Heritage as an Investment — Set within a 16th-century Florentine palace, just steps from the Duomo, this rare offering blends timeless Italian grandeur with modern investment appeal.
There is a particular quality to light in Florence that painters have chased for five centuries. It falls across ochre stone and iron balustrades with a warmth that feels almost deliberate, as though the city itself is in on the arrangement. It is the same light that filtered through the frescoed library of a Renaissance palace when Founder and CEO of Equity Residences, Greg Salley first walked its rooms in December, and the same light that now greets the fund’s investors when they arrive at what has become the flagship property of its €35 million Euro Equity Fund.

The €2.8 million acquisition of a 2300 sq. ft. apartment steps from the Duomo is, by any measure, an exceptional piece of real estate. But the decision to make it the fund’s inaugural purchase was not simply about square footage or location. It was about what the property represents.
A Building That Earned Its Place in History
The palazzo in which the apartment sits has stood since the 1500s. In that time, it has served as noble residence, scholarly retreat, and cultural landmark, its walls absorbing centuries of Florentine life. The original frescoes that once decorated its library survived that entire history of the city intact. They remain today, preserved with exacting care through a five-year restoration process that brought the residence to its current state, as a fully modernised luxury apartment in every practical respect, yet unmistakably a piece of Florence’s history.
Updated bathrooms, hardwood flooring, a fully equipped kitchen, and elevator access speak to the contemporary comfort investors expect. But it is the frescoes, and the private balcony with the greatest view in the city, a direct line of sight to Brunelleschi’s dome, that ensure the apartment occupies a category of its own.
A Unique Property
Florence is not a city that makes things easy for property investors. The municipality has introduced some of Europe’s strictest short-term rental regulations, creating a market in which regulatory comprehension is as valuable as the property itself. Equity Residences spent months navigating this landscape, ultimately structuring the acquisition across three coordinated transactions: the property, the associated business activity required for licensing, and the bespoke furnishings commissioned for the space.

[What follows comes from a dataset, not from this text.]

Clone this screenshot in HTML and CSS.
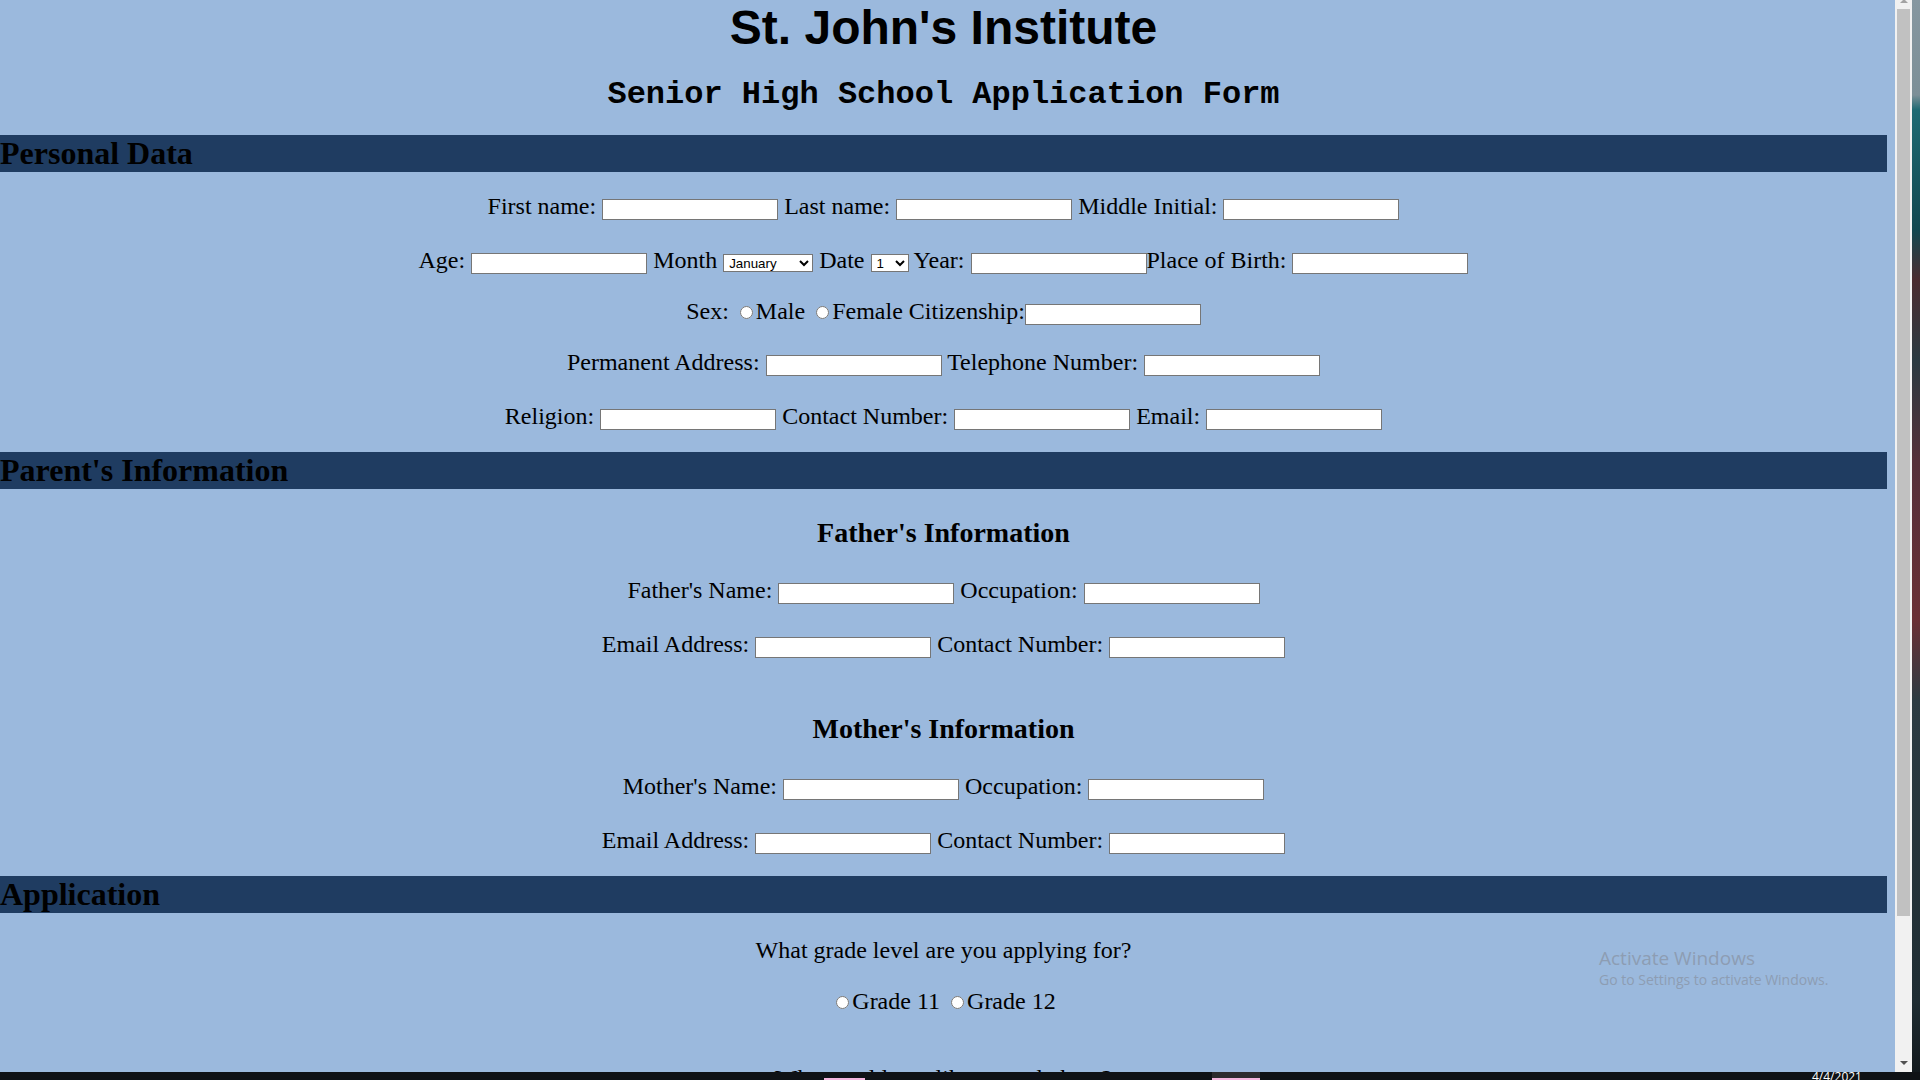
FILE: index.html
```html
<!DOCTYPE html>
<html lang="en">
<head>
<meta charset="utf-8">
<title>St. John's Institute - Application Form</title>
<link rel="stylesheet" href="styles.css">
</head>
<body>
<div class="screen">
  <div class="window">
    <main class="page">
      <div class="content">
        <h1 class="title">St. John's Institute</h1>
        <h2 class="subtitle">Senior High School Application Form</h2>

        <section class="section">
          <h2 class="bar bar-personal">Personal Data</h2>
          <div class="row p1">First name: <input class="field" type="text"> Last name: <input class="field" type="text"> Middle Initial: <input class="field" type="text"></div>
          <div class="row p2">Age: <input class="field" type="text"> Month <select class="pick pick-month"><option>January</option><option>February</option><option>March</option><option>April</option><option>May</option><option>June</option><option>July</option><option>August</option><option>September</option><option>October</option><option>November</option><option>December</option></select> Date <select class="pick pick-date"><option>1</option><option>2</option><option>3</option><option>4</option><option>5</option><option>6</option><option>7</option><option>8</option><option>9</option><option>10</option><option>11</option><option>12</option><option>13</option><option>14</option><option>15</option><option>16</option><option>17</option><option>18</option><option>19</option><option>20</option><option>21</option><option>22</option><option>23</option><option>24</option><option>25</option><option>26</option><option>27</option><option>28</option><option>29</option><option>30</option><option>31</option></select> Year: <input class="field" type="text">Place of Birth: <input class="field" type="text"></div>
          <div class="row p3">Sex: <input class="radio" type="radio" name="sex">Male <input class="radio" type="radio" name="sex">Female Citizenship:<input class="field" type="text"></div>
          <div class="row p4">Permanent Address: <input class="field" type="text"> Telephone Number: <input class="field" type="text"></div>
          <div class="row p5">Religion: <input class="field" type="text"> Contact Number: <input class="field" type="text"> Email: <input class="field" type="text"></div>
        </section>

        <section class="section">
          <h2 class="bar bar-parents">Parent's Information</h2>
          <h3 class="heading father-head">Father's Information</h3>
          <div class="row f1">Father's Name: <input class="field" type="text"> Occupation: <input class="field" type="text"></div>
          <div class="row f2">Email Address: <input class="field" type="text"> Contact Number: <input class="field" type="text"></div>
          <h3 class="heading mother-head">Mother's Information</h3>
          <div class="row m1">Mother's Name: <input class="field" type="text"> Occupation: <input class="field" type="text"></div>
          <div class="row m2">Email Address: <input class="field" type="text"> Contact Number: <input class="field" type="text"></div>
        </section>

        <section class="section">
          <h2 class="bar bar-app">Application</h2>
          <div class="row a1">What grade level are you applying for?</div>
          <div class="row a2"><input class="radio" type="radio" name="grade">Grade 11 <input class="radio" type="radio" name="grade">Grade 12</div>
          <div class="row a3">Why would you like to study here?</div>
        </section>
      </div>

      <div class="watermark">
        <div class="wm-title">Activate Windows</div>
        <div class="wm-sub">Go to Settings to activate Windows.</div>
      </div>
    </main>

    <div class="scrollbar">
      <span class="arrow-up"></span>
      <span class="thumb"></span>
      <span class="arrow-down"></span>
    </div>

    <div class="desktop"></div>
  </div>

  <div class="taskbar">
    <span class="task task-one"></span>
    <span class="task task-two"></span>
    <span class="clock">4/4/2021</span>
  </div>
</div>
</body>
</html>
```

FILE: styles.css
```css
html, body {
  margin: 0;
  padding: 0;
  height: 100%;
  overflow: hidden;
}

body {
  background: #0f1216;
  font-family: "Liberation Serif", "Times New Roman", serif;
  color: #000;
}

.screen {
  width: 1920px;
  height: 1080px;
  display: flex;
  flex-direction: column;
}

.window {
  display: flex;
  height: 1072px;
  flex: none;
}

.page {
  position: relative;
  width: 1895px;
  flex: none;
  background: #9bb9dd;
  overflow: hidden;
}

.content {
  width: 1887px;
}

.title {
  font-family: "Liberation Sans", Arial, sans-serif;
  font-weight: bold;
  font-size: 48px;
  line-height: 55px;
  margin: 0;
  text-align: center;
}

.subtitle {
  font-family: "Liberation Mono", "Courier New", monospace;
  font-weight: bold;
  font-size: 32px;
  line-height: 36px;
  margin: 22px 0 0;
  text-align: center;
}

.bar {
  background: #1f3c61;
  font-size: 32px;
  font-weight: bold;
  line-height: 37px;
  height: 37px;
  margin: 0;
  padding: 0;
  text-align: left;
}

.bar-personal { margin-top: 22px; }
.bar-parents { margin-top: 21px; }
.bar-app { margin-top: 21px; }

.row {
  font-size: 24px;
  line-height: 30px;
  text-align: center;
  white-space: nowrap;
}

.p1 { margin-top: 19px; }
.p2 { margin-top: 24px; }
.p3 { margin-top: 21px; }
.p4 { margin-top: 21px; }
.p5 { margin-top: 24px; }

.heading {
  font-size: 28px;
  font-weight: bold;
  line-height: 32px;
  text-align: center;
  margin: 0;
}

.father-head { margin-top: 28px; }
.f1 { margin-top: 26px; }
.f2 { margin-top: 24px; }
.mother-head { margin-top: 54px; }
.m1 { margin-top: 26px; }
.m2 { margin-top: 24px; }

.a1 { margin-top: 22px; }
.a2 { margin-top: 21px; }
.a3 { margin-top: 47px; }

.field {
  box-sizing: border-box;
  width: 176px;
  height: 21px;
  margin: 0;
  padding: 1px 2px;
  border: 1px solid #767676;
  border-radius: 0;
  background: #fff;
  font-family: "Liberation Sans", Arial, sans-serif;
  font-size: 13.333px;
  vertical-align: baseline;
}

.pick {
  box-sizing: border-box;
  height: 18px;
  margin: 0;
  padding: 0 0 0 1px;
  border: 1px solid #767676;
  border-radius: 0;
  background-color: #fff;
  color: #000;
  font-family: "Liberation Sans", Arial, sans-serif;
  font-size: 13.333px;
  vertical-align: baseline;
}

.pick-month { width: 90px; }
.pick-date { width: 38px; }

.radio {
  width: 13px;
  height: 13px;
  margin: 3px 3px 0 5px;
  vertical-align: baseline;
}

.watermark {
  position: absolute;
  left: 1599px;
  top: 945px;
  font-family: "Open Sans", "Noto Sans", sans-serif;
  color: #8d9db3;
  pointer-events: none;
}

.wm-title {
  font-size: 19px;
  line-height: 26px;
}

.wm-sub {
  font-size: 14px;
  line-height: 20px;
  margin-top: -1px;
}

.scrollbar {
  width: 17px;
  flex: none;
  background: #f1f1f1;
  display: flex;
  flex-direction: column;
  align-items: center;
}

.arrow-up {
  width: 0;
  height: 0;
  border-left: 4px solid transparent;
  border-right: 4px solid transparent;
  border-bottom: 4px solid #a3a3a3;
  margin-top: -1px;
}

.thumb {
  width: 13px;
  height: 907px;
  margin-top: 6px;
  background: #c1c1c1;
}

.arrow-down {
  width: 0;
  height: 0;
  border-left: 4px solid transparent;
  border-right: 4px solid transparent;
  border-top: 4px solid #505050;
  margin-top: auto;
  margin-bottom: 7px;
}

.desktop {
  width: 8px;
  flex: none;
  background: linear-gradient(to bottom,
    #8697a0 0,
    #7c8f97 95px,
    #1d6a73 110px,
    #12474f 230px,
    #4b2c30 280px,
    #2a3a41 360px,
    #55303a 460px,
    #6a2f35 620px,
    #2c3b42 700px,
    #1f2d33 1000px,
    #12191d 1072px);
}

.taskbar {
  height: 8px;
  flex: none;
  background: #0f1216;
  display: flex;
  align-items: stretch;
  overflow: hidden;
}

.task {
  display: block;
  flex: none;
  box-sizing: border-box;
}

.task-one {
  width: 41px;
  margin-left: 824px;
  border-bottom: 2px solid #f3b6de;
}

.task-two {
  width: 48px;
  margin-left: 347px;
  background: #2b2b2d;
  border-bottom: 2px solid #f3b6de;
}

.clock {
  flex: none;
  margin-left: 552px;
  margin-top: -3px;
  font-family: "Open Sans", sans-serif;
  font-size: 12px;
  line-height: 16px;
  color: #fff;
}
```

The difficult for Greg and Equity Residences was not inconsiderable, but it is also what makes the opportunity so rare. A fully licensed short-term rental in this location represents a category of asset that the market simply cannot replicate. As other European cities have moved to restrict or eliminate such arrangements, the supply of legitimate, high-quality rental properties in Florence has contracted even as demand from global travellers has continued to grow.
For the Euro Fund’s investors, who are hoping for returns of between 9% and 15% over the fund’s ten-to-twelve-year life cycle, the licensing rights secured in this acquisition are not incidental. They represent the legal and operational infrastructure that transforms a beautiful apartment into a serious investment asset.

The Investment Thesis
Equity Residences has always argued that the most compelling luxury investments are those in which the financial case and the experiential case reinforce each other rather than compete. The Florence apartment is perhaps the clearest expression of that philosophy the company has yet produced.
A two-minute walk from the Duomo places guests at the centre of a city whose cultural density remains unmatched. The Accademia and Michelangelo’s David, the Uffizi and its all-encompassing collection, the Ponte Vecchio and the Arno stretching westward in the afternoon sun, all of it is immediately, unhurriedly accessible. Investors who bring their families to Florence will not be managing a second home from a distance or arriving to find maintenance deferred. They will step into a residence that is professionally managed, and that’s purpose is to provide the best experience of Florence.
Greg has spoken about the fund’s ambition to offer curated homes in Europe’s most desirable destinations. Florence, he has argued, exemplifies what that means in practice: not simply prestige addresses, but properties that earn their place in investors’ lives because the experience of being in them is genuinely irreplaceable.
The Broader Momentum
The Florence acquisition does not stand alone. It is the opening investment in a European strategy that has London and Rome in its near-term sights, building on a model that Equity Residences has refined across three predecessor funds and almost €90 million in assets under management.
The Euro Fund, launched in October 2025, had already attracted multiple million pound investments in its early investor interest funding round before this transaction completed, a signal, the company believes, of appetite for an approach that combines real ownership rights, with professional management and in-depth knowledge of the city.
That appetite reflects something about how the luxury market has evolved. The modern investor in prime real estate is no longer persuaded by a deed alone. They want to understand what it means to be in the property, to walk its rooms, understand its history and inhabit, even briefly, the character of the place. In Florence, that character is encoded in every fresco, every stone arch and every view across terracotta rooftops to the dome that Brunelleschi completed six hundred years ago.
Equity Residences has found a property that carries all of that weight and have built a structure around it that makes it available to investors who understand what they are acquiring. The financial returns are targeted and transparent. The experience, however, is the kind that no spreadsheet can fully capture.